In 2005, however, she was distressed by the changes thrust upon her as her parents, David Rockefeller Jr. and Diana Newell Rowan, underwent a difficult divorce. Ms. Rockefeller returned to the island that summer seeking its healing powers, and what she found was Mr. Bucklin offering steadfast support.
“He made me feel very calm,” she said, “and very happy.” He was weakening her resolve against dating him, until one evening: “I remember just sighing and thinking to myself, Here we go. And then I leaned in and kissed him.”
It was what he had been waiting for.
Days of swimming in the ocean followed nights of stargazing in each other’s arms. “I was having the time of my life,” she said. But she insisted it was just a summer fling.
He disagreed. Having recently graduated from Colby College, he took a job in the fall as a financial analyst in New York, so he could be near her while she finished her degree in political science at Columbia.

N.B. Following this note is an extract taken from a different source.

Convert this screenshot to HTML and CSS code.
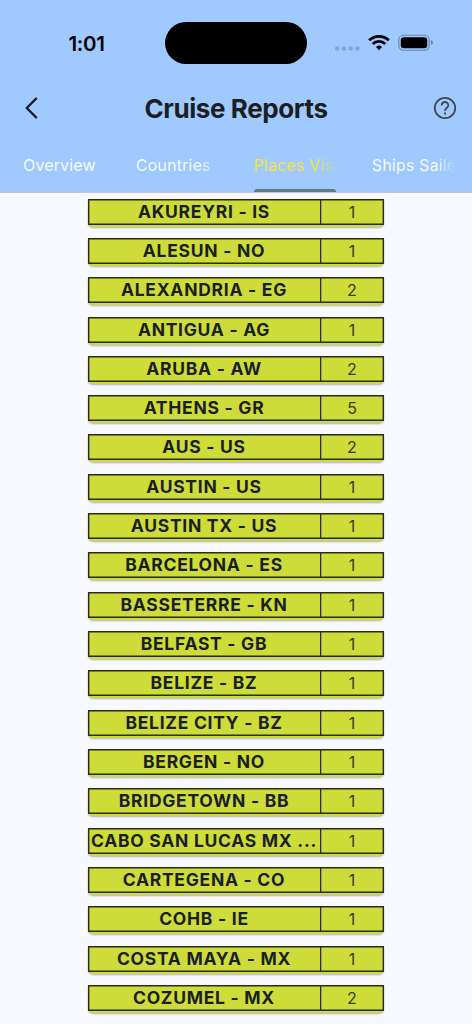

But she viewed his proximity with alarm. Instead of being an escape from family drama, he was becoming an entanglement.
“I freaked out,” she said. She also relocated to a surfers’ shack in Hawaii. “I thought if I was in a relationship, I was going to lose part of myself.”
It was Mr. Bucklin who acutely felt a loss. “She was the only one I’ve ever been totally comfortable with,” he said.
He set out to be that person, crossing tasks off his “to do” list, including continuing his education at New York University and volunteering with Habitat for Humanity.
After four years, he reached one of the last items, what he called “getting in touch with my roots,” becoming the fifth generation to work at his family’s business, now owned by his father, Charles E. Bucklin.
There on Mount Desert Island, Ms. Rockefeller and Mr. Bucklin reconnected when she visited last summer. “Matt proved that he was really serious about me,” she said, still sounding grateful and surprised. By Christmas she was the one making plans to relocate to Maine to be near him.
But then the old doubts of losing her independence crept in. “I was afraid to end up where my parents had been,” she said. In February, she informed Mr. Bucklin that she was moving to Los Angeles.
“I wasn’t quite sure if she wanted to run away from me, or just wanted to feel chased,” he said. A chase is what she got when he followed her to L.A.
“I always knew I loved her,” he said. “Seven years of waiting and friendship, that was the hard part.”
He proposed that same month. Not only did she accept, but she also wanted to elope.
“I was used to running away,” she said, but with his encouragement, she had a change of heart. “I finally just wanted to face everything and do things gracefully and properly.”
On Sept. 4, more than 200 wedding guests assembled on Mount Desert Island in a shaded glade within the Abby Aldrich Rockefeller Garden, created by the bride’s great-grandmother, who was a founder of the Museum of Modern Art.
A puff of white cloud strayed across a powder-blue sky as Ms. Rockefeller walked the aisle of fresh cut grass in a Monique Lhuillier embroidered lace sheath gown and floor-length veil.
The Rev. Mary B. Johnstone, an Episcopal priest, led Ms. Rockefeller and Mr. Bucklin in their vows on an altar of moss-covered granite before an 11-foot limestone Chinese pagoda.
The bride looked serene and strong as the couple stood side by side, framed by two white birch trees gently bending toward each other, their branches entwined.
During the cocktail hour, friends and family wandered through the garden’s riotous blossoms. Japanese anemones, giant yellow daffodils and blood red Spartacus dahlias competed for attention with mounds of fresh lobster meat and oysters on the half shell, while a bald eagle soared among the towering pines.
Mr. Rockefeller toasted the couple, welcoming his new son-in-law to the family and their homes, “where we lose our socks and try to find our center,” he said.
With the sun hanging low in the sky, Mr. Bucklin took his wife on the dance floor and held her close as they swayed to “Summer Wind,” the Johnny Mercer classic.
“He keeps me grounded,” she said, “and I keep him on his toes.”